BRIEF »
Only lines holding the word "this" should be copied from the material.

DATASET EXCERPT »
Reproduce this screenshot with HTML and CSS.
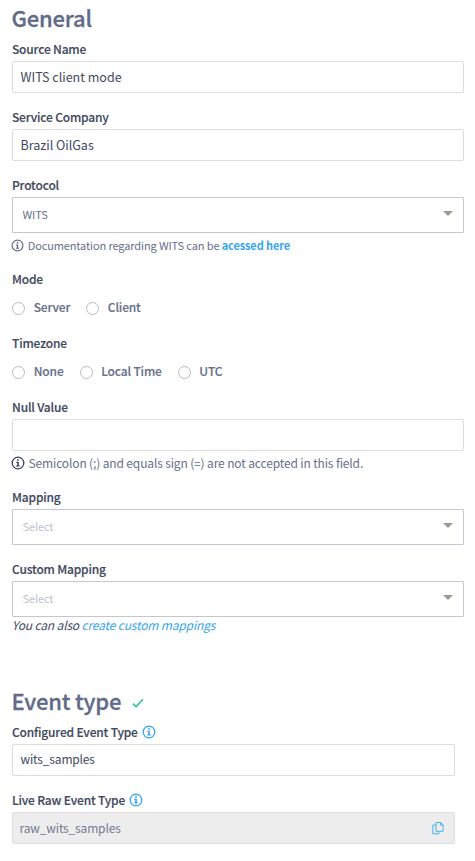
FILE: index.html
```html
<!DOCTYPE html>
<html lang="en">
<head>
<meta charset="utf-8">
<title>Source settings</title>
<link rel="stylesheet" href="styles.css">
</head>
<body>
<svg class="defs" width="0" height="0">
  <symbol id="info" viewBox="0 0 14 14">
    <circle cx="7" cy="7" r="5.8" fill="none" stroke="currentColor" stroke-width="1.3"/>
    <path d="M6.1 3.2h1.7v1.6H6.1zM5.3 5.8h2.5v3.5h.9v1.1H5.3V9.3h.9V6.9h-.9z" fill="currentColor"/>
  </symbol>
</svg>
<form>
  <section class="general">
    <h2><span>General</span></h2>
    <div class="field">
      <div class="label"><span>Source Name</span></div>
      <div class="input"><span>WITS client mode</span></div>
    </div>
    <div class="field">
      <div class="label"><span>Service Company</span></div>
      <div class="input"><span>Brazil OilGas</span></div>
    </div>
    <div class="field protocol">
      <div class="label"><span>Protocol</span></div>
      <div class="select"><span>WITS</span><i class="caret"></i></div>
      <div class="hint small"><svg class="icon"><use href="#info"/></svg><span>Documentation regarding WITS can be <a class="strong">acessed here</a></span></div>
    </div>
    <div class="field choices">
      <div class="label"><span>Mode</span></div>
      <div class="radios"><label><i class="radio"></i><span>Server</span></label><label><i class="radio"></i><span>Client</span></label></div>
    </div>
    <div class="field choices">
      <div class="label"><span>Timezone</span></div>
      <div class="radios"><label><i class="radio"></i><span>None</span></label><label><i class="radio"></i><span>Local Time</span></label><label><i class="radio"></i><span>UTC</span></label></div>
    </div>
    <div class="field null-value">
      <div class="label"><span>Null Value</span></div>
      <div class="input"></div>
      <div class="hint"><svg class="icon dark"><use href="#info"/></svg><span>Semicolon (;) and equals sign (=) are not accepted in this field.</span></div>
    </div>
    <div class="field">
      <div class="label"><span>Mapping</span></div>
      <div class="select empty"><span>Select</span><i class="caret"></i></div>
    </div>
    <div class="field">
      <div class="label"><span>Custom Mapping</span></div>
      <div class="select empty"><span>Select</span><i class="caret"></i></div>
      <div class="note"><span>You can also <a>create custom mappings</a></span></div>
    </div>
  </section>
  <section class="events">
    <h2><span>Event type</span><svg class="check" viewBox="0 0 12 10"><path d="M1 5.6 4.1 8.6 11 1.3" fill="none" stroke="#29c490" stroke-width="1.5"/></svg></h2>
    <div class="field">
      <div class="label"><span>Configured Event Type</span><svg class="icon"><use href="#info"/></svg></div>
      <div class="input"><span>wits_samples</span></div>
    </div>
    <div class="field">
      <div class="label"><span>Live Raw Event Type</span><svg class="icon"><use href="#info"/></svg></div>
      <div class="input disabled"><span>raw_wits_samples</span>
        <svg class="copy" viewBox="0 0 12 13"><path d="M4 .5h4.8L11.1 3v6.3H4zM8.5 .7v2.5h2.5M4 3H.8v8.8h6V9.5" fill="none" stroke="#4ab2f0"/></svg>
      </div>
    </div>
  </section>
</form>
</body>
</html>
```

FILE: styles.css
```css
* { box-sizing: border-box; }
body {
  margin: 0;
  background: #fff;
  color: #414960;
  font: 12.5px/24px "Noto Sans CJK SC", "Noto Sans", sans-serif;
  white-space: nowrap;
}
.defs { position: absolute; }
form { padding: 0 11px 0 12px; }
h2 {
  display: flex;
  align-items: center;
  height: 36px;
  margin: 0;
  padding-bottom: 4px;
  font-size: 22px;
  font-weight: 500;
  letter-spacing: -0.2px;
  color: #5f6b88;
  -webkit-text-stroke: 0.3px;
}
h2 span { margin-left: -0.5px; }
.field { margin-bottom: 12px; }
.label {
  display: flex;
  align-items: center;
  height: 24px;
  font-size: 12px;
  font-weight: 500;
  letter-spacing: -0.18px;
  -webkit-text-stroke: 0.15px;
}
.general { padding-top: 1px; }
.input, .select {
  display: flex;
  align-items: center;
  justify-content: space-between;
  border: 1px solid #dddde0;
  border-radius: 2px;
}
.input { height: 32px; padding: 0 7.5px; }
.select {
  height: 36px;
  padding: 0 10px 0 9.5px;
  border-color: #c3c7d2;
  border-radius: 1px;
  font-size: 11px;
  letter-spacing: -0.1px;
  color: #66708a;
}
.select span { padding-bottom: 2px; }
.empty { color: #bcc1ce; }
.caret {
  border: 5px solid transparent;
  border-top-color: #999;
  border-bottom: 0;
  margin-top: -4px;
}
.hint {
  display: flex;
  align-items: center;
  gap: 3.5px;
  height: 26px;
  padding-bottom: 2px;
  font-size: 12px;
  letter-spacing: -0.14px;
  color: #66708a;
}
.small { gap: 3.7px; font-size: 11px; letter-spacing: -0.12px; }
.icon { width: 14px; height: 14px; margin-left: -1px; }
.small .icon { width: 13px; height: 13px; }
.dark { color: #3d4663; }
.protocol { margin-bottom: 8px; }
.choices { margin-bottom: 11px; }
.radios {
  display: flex;
  gap: 16px;
  height: 29px;
  padding-top: 5px;
  font-size: 12px;
  font-weight: 500;
  letter-spacing: -0.16px;
  color: #66708a;
  -webkit-text-stroke: 0.15px;
}
.radios label { display: flex; align-items: center; gap: 8.7px; }
.radios span { padding-bottom: 2px; }
.radio {
  width: 13px;
  height: 13px;
  border: 1px solid #b5bac9;
  border-radius: 50%;
}
.null-value { margin-bottom: 8px; }
a { color: #36a5ef; }
.strong { font-weight: 700; }
.note {
  height: 20px;
  line-height: 16px;
  font-size: 12px;
  font-style: italic;
  letter-spacing: -0.16px;
}
.events { padding: 35px 9px 0 0; }
.events .input { font-size: 12px; letter-spacing: -0.16px; }
.events .input span { padding-bottom: 2px; }
.check { width: 12px; height: 10px; margin: 5px 0 0 10.5px; }
.label .icon { margin-left: 4px; color: #36a5ef; }
.events .disabled { padding: 0 10px 0 6.5px; background: #ededed; color: #707a92; }
.events .disabled span { padding-bottom: 0; }
.copy { width: 12px; height: 13px; }
```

SOLUTION »
Reproduce this screenshot with HTML and CSS.
      <div class="hint"><svg class="icon dark"><use href="#info"/></svg><span>Semicolon (;) and equals sign (=) are not accepted in this field.</span></div>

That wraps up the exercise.